Sistem pertahanan udara
S-400 Triumf. Sumber: Sergey
Malgavko/RIA Novosti
“Kami telah bernegosiasi dan menandatangani kesepakatan pembelian S-400 dengan Rusia. Insyaallah, kita akan melihat S-400 di negara kita,” kata Presiden Turki Recep Tayyip Erdoğan, Selasa (25/7). Namun, Rusia belum memberikan komentar apa pun mengenai kesepakatan tersebut.
S-400
merupakan sistem rudal antipesawat jarak jauh terbaru milik Rusia. Ia
dapat menghancurkan pesawat, rudal jelajah, dan rudal balistik musuh.
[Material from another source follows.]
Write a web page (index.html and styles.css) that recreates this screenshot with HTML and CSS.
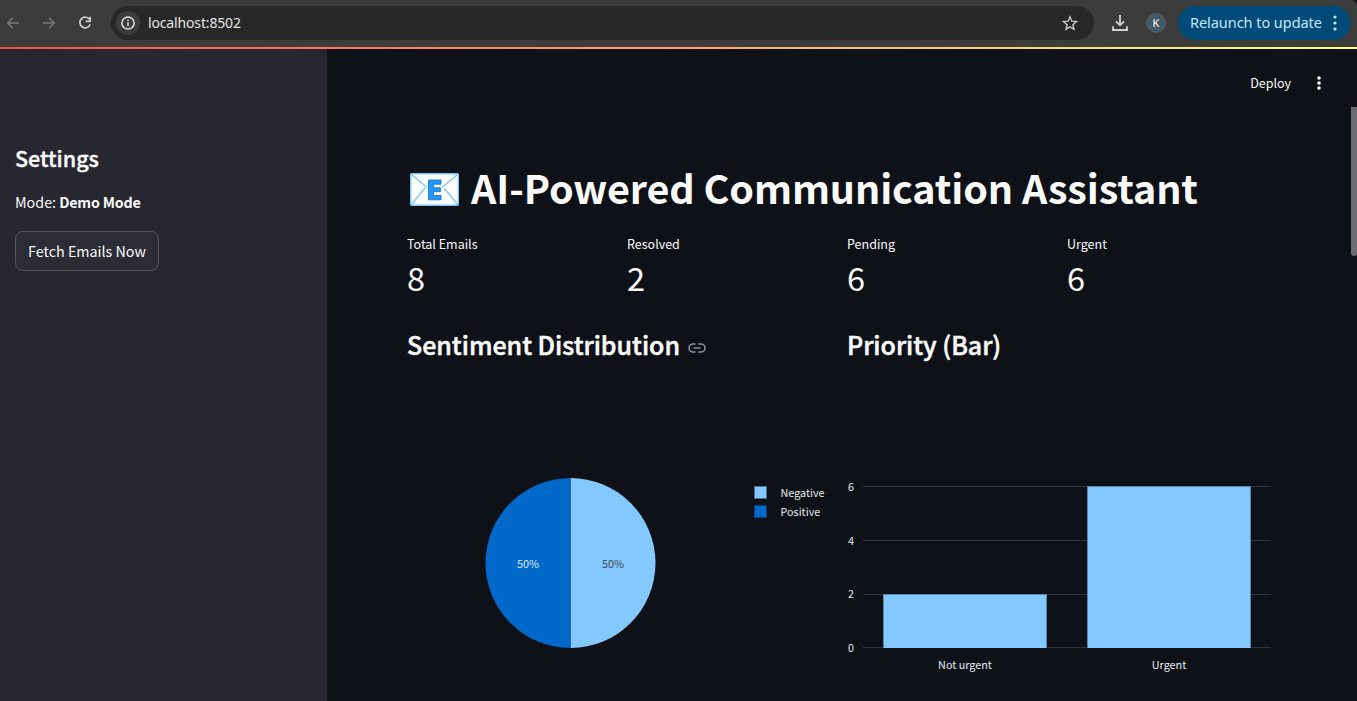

Rudal S-400 memiliki jangkauan sasaran hingga 250 km dengan ketinggian
serangan target mencapai 30 km.
Kredit atau Bayar di Muka?
Kedua belah pihak telah menguraikan seluruh aspek teknis S-400 yang akan diekspor ke Turki, termasuk berapa banyak rudal, peluncur, dan mesin pendukung yang akan dikirim.Namun, bagaimana Turki akan membayar senjata tersebut masih belum bisa dikonfirmasi. Ankara berharap bisa melakukan pembelian S-400 secara kredit. Media melaporkan, kontrak tersebut bernilai 2,5 miliar dolar AS (sekitar 33 triliun rupiah).
Masalah pembayaran terbukti menjadi batu sandungan. Menteri Perindustrian dan Perdagangan Rusia Denis Manturov bersikeras bahwa kesepakatan tersebut akan diselesaikan tanpa kredit. Menurut Manturov, Turki mampu membayar di muka.
NATO Cemberut?
Turki adalah anggota Organisasi Pakta Atlantik Utara (NATO). Membeli sistem pertahanan udara Rusia kemungkinan akan membuat anggota lainnya cemberut.“Militer AS punya versi analog S-400 Rusia, yaitu sistem pertahanan udara Patriot. Sistem ini dikirim ke Korea Selatan untuk melindungi negara itu dari tetangganya di utara,” kata Vadim Kozulin, seorang profesor dari Akademi Ilmu Militer, kepada RBTH.
Menurut Kozulin, elite militer NATO mengklaim bahwa S-400 tidak mungkin beroperasi bersamaan atau diintegrasikan ke dalam sistem pertahanan udara aliansi.
“Hal serupa terjadi pada tahun '90-an ketika Rusia menjual 12 peluncur S-300 ke Yunani. Tak peduli apa kata elite-elite NATO, S-300 Yunani masih berfungsi dengan baik dan terbukti bisa diintegrasikan ke dalam sistem pertahanan udara aliansi,” tambah sang pakar.